WORK TO COMPLETE →
Quote the listing in full, exactly as given, minus any pictures.

DATA SECTION →
:::::

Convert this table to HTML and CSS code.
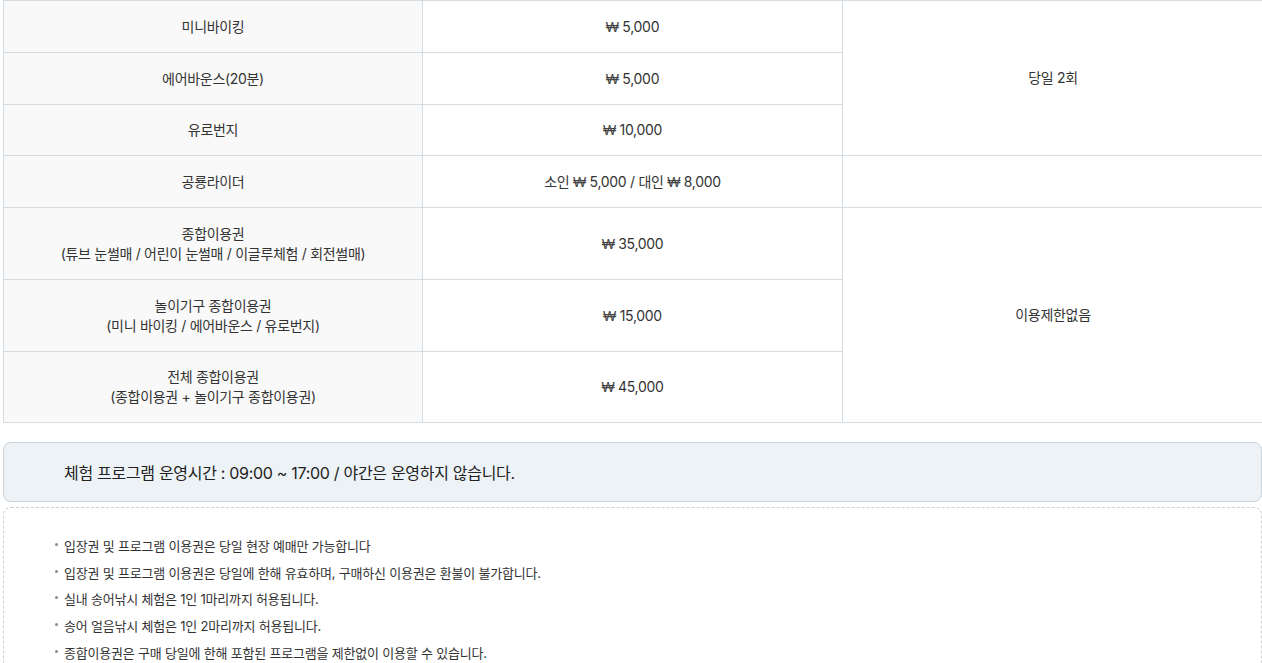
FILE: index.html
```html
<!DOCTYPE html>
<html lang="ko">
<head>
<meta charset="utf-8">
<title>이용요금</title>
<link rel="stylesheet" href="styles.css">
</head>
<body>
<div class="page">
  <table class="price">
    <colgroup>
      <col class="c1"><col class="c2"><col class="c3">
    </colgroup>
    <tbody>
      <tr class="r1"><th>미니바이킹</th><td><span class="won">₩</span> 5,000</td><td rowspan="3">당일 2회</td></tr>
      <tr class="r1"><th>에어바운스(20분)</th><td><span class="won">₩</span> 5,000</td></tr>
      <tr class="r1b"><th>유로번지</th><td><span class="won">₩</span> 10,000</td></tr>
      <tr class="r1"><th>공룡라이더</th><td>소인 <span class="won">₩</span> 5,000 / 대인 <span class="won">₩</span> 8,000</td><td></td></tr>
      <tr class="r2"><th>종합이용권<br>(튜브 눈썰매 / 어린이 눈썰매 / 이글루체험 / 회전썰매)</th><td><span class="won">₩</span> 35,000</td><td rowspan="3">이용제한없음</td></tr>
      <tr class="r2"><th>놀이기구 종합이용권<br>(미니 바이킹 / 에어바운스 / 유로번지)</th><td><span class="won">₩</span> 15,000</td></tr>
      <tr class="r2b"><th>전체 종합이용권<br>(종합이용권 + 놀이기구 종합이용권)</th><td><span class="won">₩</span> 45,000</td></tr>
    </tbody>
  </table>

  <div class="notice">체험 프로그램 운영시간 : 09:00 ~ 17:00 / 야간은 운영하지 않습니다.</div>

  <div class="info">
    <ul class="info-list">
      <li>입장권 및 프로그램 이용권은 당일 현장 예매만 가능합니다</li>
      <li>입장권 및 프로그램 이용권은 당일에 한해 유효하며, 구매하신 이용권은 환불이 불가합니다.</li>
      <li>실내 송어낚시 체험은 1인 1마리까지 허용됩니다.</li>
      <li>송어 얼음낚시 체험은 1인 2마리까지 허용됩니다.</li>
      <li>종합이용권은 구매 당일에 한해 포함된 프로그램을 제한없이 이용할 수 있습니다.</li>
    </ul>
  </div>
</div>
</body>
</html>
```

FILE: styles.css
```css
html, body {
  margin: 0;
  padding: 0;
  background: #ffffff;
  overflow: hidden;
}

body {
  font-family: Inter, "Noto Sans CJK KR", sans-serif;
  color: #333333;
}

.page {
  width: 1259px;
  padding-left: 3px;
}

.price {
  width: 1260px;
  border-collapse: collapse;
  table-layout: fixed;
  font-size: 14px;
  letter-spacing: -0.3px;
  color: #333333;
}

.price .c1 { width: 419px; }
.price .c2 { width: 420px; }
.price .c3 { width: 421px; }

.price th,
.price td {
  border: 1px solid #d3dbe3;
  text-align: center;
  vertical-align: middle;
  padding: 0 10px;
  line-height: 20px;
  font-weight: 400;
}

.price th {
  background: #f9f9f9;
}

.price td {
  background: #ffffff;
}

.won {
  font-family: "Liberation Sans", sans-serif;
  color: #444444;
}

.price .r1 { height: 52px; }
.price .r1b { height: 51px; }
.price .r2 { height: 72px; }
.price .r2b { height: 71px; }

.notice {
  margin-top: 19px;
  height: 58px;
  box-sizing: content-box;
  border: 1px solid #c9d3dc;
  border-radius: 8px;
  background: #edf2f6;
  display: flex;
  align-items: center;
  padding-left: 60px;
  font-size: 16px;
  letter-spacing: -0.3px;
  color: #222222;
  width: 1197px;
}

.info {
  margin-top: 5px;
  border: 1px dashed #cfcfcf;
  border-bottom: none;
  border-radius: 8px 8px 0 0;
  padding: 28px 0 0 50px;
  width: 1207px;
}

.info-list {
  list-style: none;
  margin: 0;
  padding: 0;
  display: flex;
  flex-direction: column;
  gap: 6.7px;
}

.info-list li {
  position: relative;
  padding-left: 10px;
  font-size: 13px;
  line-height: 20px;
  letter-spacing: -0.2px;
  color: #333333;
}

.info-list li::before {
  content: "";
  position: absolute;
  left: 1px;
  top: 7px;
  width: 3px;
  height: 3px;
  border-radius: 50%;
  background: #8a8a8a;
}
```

:::::

EXERCISE OUTPUT →
Convert this table to HTML and CSS code.
FILE: index.html
```html
<!DOCTYPE html>
<html lang="ko">
<head>
<meta charset="utf-8">
<title>이용요금</title>
<link rel="stylesheet" href="styles.css">
</head>
<body>
<div class="page">
  <table class="price">
    <colgroup>
      <col class="c1"><col class="c2"><col class="c3">
    </colgroup>
    <tbody>
      <tr class="r1"><th>미니바이킹</th><td><span class="won">₩</span> 5,000</td><td rowspan="3">당일 2회</td></tr>
      <tr class="r1"><th>에어바운스(20분)</th><td><span class="won">₩</span> 5,000</td></tr>
      <tr class="r1b"><th>유로번지</th><td><span class="won">₩</span> 10,000</td></tr>
      <tr class="r1"><th>공룡라이더</th><td>소인 <span class="won">₩</span> 5,000 / 대인 <span class="won">₩</span> 8,000</td><td></td></tr>
      <tr class="r2"><th>종합이용권<br>(튜브 눈썰매 / 어린이 눈썰매 / 이글루체험 / 회전썰매)</th><td><span class="won">₩</span> 35,000</td><td rowspan="3">이용제한없음</td></tr>
      <tr class="r2"><th>놀이기구 종합이용권<br>(미니 바이킹 / 에어바운스 / 유로번지)</th><td><span class="won">₩</span> 15,000</td></tr>
      <tr class="r2b"><th>전체 종합이용권<br>(종합이용권 + 놀이기구 종합이용권)</th><td><span class="won">₩</span> 45,000</td></tr>
    </tbody>
  </table>

  <div class="notice">체험 프로그램 운영시간 : 09:00 ~ 17:00 / 야간은 운영하지 않습니다.</div>

  <div class="info">
    <ul class="info-list">
      <li>입장권 및 프로그램 이용권은 당일 현장 예매만 가능합니다</li>
      <li>입장권 및 프로그램 이용권은 당일에 한해 유효하며, 구매하신 이용권은 환불이 불가합니다.</li>
      <li>실내 송어낚시 체험은 1인 1마리까지 허용됩니다.</li>
      <li>송어 얼음낚시 체험은 1인 2마리까지 허용됩니다.</li>
      <li>종합이용권은 구매 당일에 한해 포함된 프로그램을 제한없이 이용할 수 있습니다.</li>
    </ul>
  </div>
</div>
</body>
</html>
```

FILE: styles.css
```css
html, body {
  margin: 0;
  padding: 0;
  background: #ffffff;
  overflow: hidden;
}

body {
  font-family: Inter, "Noto Sans CJK KR", sans-serif;
  color: #333333;
}

.page {
  width: 1259px;
  padding-left: 3px;
}

.price {
  width: 1260px;
  border-collapse: collapse;
  table-layout: fixed;
  font-size: 14px;
  letter-spacing: -0.3px;
  color: #333333;
}

.price .c1 { width: 419px; }
.price .c2 { width: 420px; }
.price .c3 { width: 421px; }

.price th,
.price td {
  border: 1px solid #d3dbe3;
  text-align: center;
  vertical-align: middle;
  padding: 0 10px;
  line-height: 20px;
  font-weight: 400;
}

.price th {
  background: #f9f9f9;
}

.price td {
  background: #ffffff;
}

.won {
  font-family: "Liberation Sans", sans-serif;
  color: #444444;
}

.price .r1 { height: 52px; }
.price .r1b { height: 51px; }
.price .r2 { height: 72px; }
.price .r2b { height: 71px; }

.notice {
  margin-top: 19px;
  height: 58px;
  box-sizing: content-box;
  border: 1px solid #c9d3dc;
  border-radius: 8px;
  background: #edf2f6;
  display: flex;
  align-items: center;
  padding-left: 60px;
  font-size: 16px;
  letter-spacing: -0.3px;
  color: #222222;
  width: 1197px;
}

.info {
  margin-top: 5px;
  border: 1px dashed #cfcfcf;
  border-bottom: none;
  border-radius: 8px 8px 0 0;
  padding: 28px 0 0 50px;
  width: 1207px;
}

.info-list {
  list-style: none;
  margin: 0;
  padding: 0;
  display: flex;
  flex-direction: column;
  gap: 6.7px;
}

.info-list li {
  position: relative;
  padding-left: 10px;
  font-size: 13px;
  line-height: 20px;
  letter-spacing: -0.2px;
  color: #333333;
}

.info-list li::before {
  content: "";
  position: absolute;
  left: 1px;
  top: 7px;
  width: 3px;
  height: 3px;
  border-radius: 50%;
  background: #8a8a8a;
}
```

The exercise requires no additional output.